> _Given information_

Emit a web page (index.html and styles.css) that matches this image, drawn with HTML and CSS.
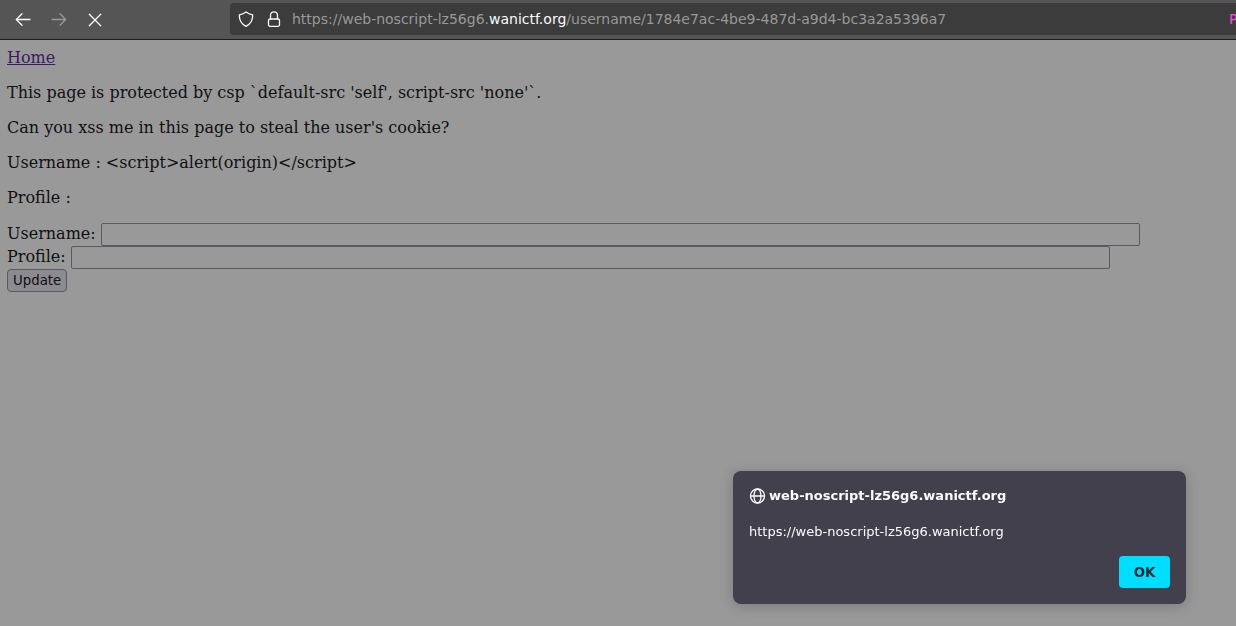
FILE: index.html
```html
<!DOCTYPE html>
<html lang="en">
<head>
<meta charset="utf-8">
<title>web-noscript</title>
<link rel="stylesheet" href="styles.css">
</head>
<body>
<header class="toolbar">
  <nav class="nav-buttons" aria-label="Navigation">
    <button class="nav-button" type="button" aria-label="Back">
      <svg class="icon" viewBox="0 0 16 16"><path d="M15 8.500H1.500M7 2.800L1.300 8.500L7 14.200"/></svg>
    </button>
    <button class="nav-button" type="button" aria-label="Forward" disabled>
      <svg class="icon" viewBox="0 0 16 16"><path d="M1 8.500H14.500M9 2.800L14.700 8.500L9 14.200"/></svg>
    </button>
    <button class="nav-button" type="button" aria-label="Stop">
      <svg class="icon" viewBox="0 0 16 16"><path d="M2.300 3.300L13.700 14.700M13.700 3.300L2.300 14.700"/></svg>
    </button>
  </nav>
  <div class="address-bar">
    <div class="site-icons">
      <svg class="icon" viewBox="0 0 16 16"><path d="M8 .9C9.800 2.300 12.200 3.300 14.600 3.800C15 8.800 13 12.800 8 15.300C3 12.800 1 8.800 1.400 3.800C3.800 3.300 6.200 2.300 8 .9Z"/></svg>
      <svg class="icon" viewBox="0 0 16 16"><rect x="2.500" y="8" width="11" height="7.300" rx="1.500"/><path d="M4.500 8V4.300a3.500 3.500 0 0 1 7 0V8"/></svg>
    </div>
    <div class="url">https://web-noscript-lz56g6.<span class="url-domain">wanictf.org</span>/username/1784e7ac-4be9-487d-a9d4-bc3a2a5396a7</div>
    <span class="container-label">P</span>
  </div>
</header>
<main class="page">
  <a class="home" href="#">Home</a>
  <p>This page is protected by csp `default-src 'self', script-src 'none'`.</p>
  <p>Can you xss me in this page to steal the user's cookie?</p>
  <p>Username : &lt;script&gt;alert(origin)&lt;/script&gt;</p>
  <p>Profile :</p>
  <form class="profile-form">
    <div class="field"><label for="username">Username:</label><input id="username" type="text"></div>
    <div class="field"><label for="profile">Profile:</label><input id="profile" type="text"></div>
    <button class="update" type="button">Update</button>
  </form>
</main>
<section class="dialog" role="alertdialog" aria-labelledby="dialog-title" aria-describedby="dialog-text">
  <h1 class="dialog-title" id="dialog-title">
    <svg class="icon" viewBox="0 0 16 16"><circle cx="8.500" cy="8" r="7"/><ellipse cx="8.500" cy="8" rx="3.500" ry="7"/><path d="M1.500 8H15.500"/></svg>
    web-noscript-lz56g6.wanictf.org
  </h1>
  <p class="dialog-text" id="dialog-text">https://web-noscript-lz56g6.wanictf.org</p>
  <button class="ok" type="button">OK</button>
</section>
</body>
</html>
```

FILE: styles.css
```css
* { box-sizing: border-box; }

body {
  margin: 0;
  min-height: 100vh;
  background: #99999a;
  color: #101011;
  font: 16px/19px "DejaVu Serif", serif;
}

.icon {
  display: block;
  flex: none;
  width: 16px;
  height: 16px;
  fill: none;
  stroke: currentColor;
  stroke-width: 1.3;
  stroke-linecap: round;
  stroke-linejoin: round;
}

.toolbar {
  display: flex;
  gap: 117px;
  padding: 3px 0 4px 5px;
  overflow: hidden;
  border-bottom: 1px solid #1c1c1c;
  background: #555;
  color: #fbfbfe;
  font: 14px/18px "DejaVu Sans", sans-serif;
}

.nav-buttons { display: flex; }

.nav-button {
  display: grid;
  place-items: center;
  width: 36px;
  padding: 0;
  border: 0;
  background: none;
  color: inherit;
}

.nav-button:disabled { color: #999; }

.address-bar {
  display: flex;
  flex: 1;
  align-items: center;
  gap: 10px;
  min-width: 0;
  height: 32px;
  padding-left: 8px;
  border-radius: 4px 0 0 4px;
  background: #3c3c3c;
}

.site-icons {
  display: flex;
  gap: 12px;
}

.url {
  flex: 1;
  overflow: hidden;
  color: #999;
  white-space: nowrap;
}

.url-domain { color: #fbfbfe; }

.container-label {
  width: 7px;
  color: #ff4bda;
}

.page { padding: 8px 7px; }

.page p { margin: 16px 0; }

.home { color: #3c1a63; }

.field {
  display: flex;
  align-items: flex-start;
  gap: 5px;
  line-height: 21px;
}

.field input {
  flex: 0 1 1039px;
  min-width: 0;
  height: 23px;
  padding: 1px 2px;
  border: 1px solid #5a5963;
  border-radius: 2px;
  background: transparent;
  font-family: "DejaVu Sans", sans-serif;
}

.update {
  display: block;
  height: 23px;
  padding: 0 5px;
  border: 1px solid #5a5963;
  border-radius: 4px;
  background: #8c8b90;
  color: #101011;
  font-family: "DejaVu Sans", sans-serif;
}

.dialog {
  position: fixed;
  right: 50px;
  bottom: 22px;
  display: flex;
  flex-direction: column;
  width: 453px;
  padding: 16px;
  border-radius: 8px;
  background: #42404c;
  box-shadow: 0 2px 14px rgba(0, 0, 0, .2);
  color: #fbfbfe;
  font: 13px/18px "DejaVu Sans", sans-serif;
}

.dialog-title {
  display: flex;
  align-items: center;
  gap: 4px;
  margin: 0 0 18px;
  font-size: inherit;
}

.dialog-text { margin: 0 0 15px; }

.ok {
  align-self: flex-end;
  width: 51px;
  height: 32px;
  padding: 0;
  border: 0;
  border-radius: 4px;
  background: #00ddff;
  color: #2b2a33;
  font-family: "DejaVu Sans", sans-serif;
  font-weight: bold;
}
```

> _Aim_
Show every line from the listing above in which the string "styles" appears.

> _In response_
Emit a web page (index.html and styles.css) that matches this image, drawn with HTML and CSS.
<link rel="stylesheet" href="styles.css">
FILE: styles.css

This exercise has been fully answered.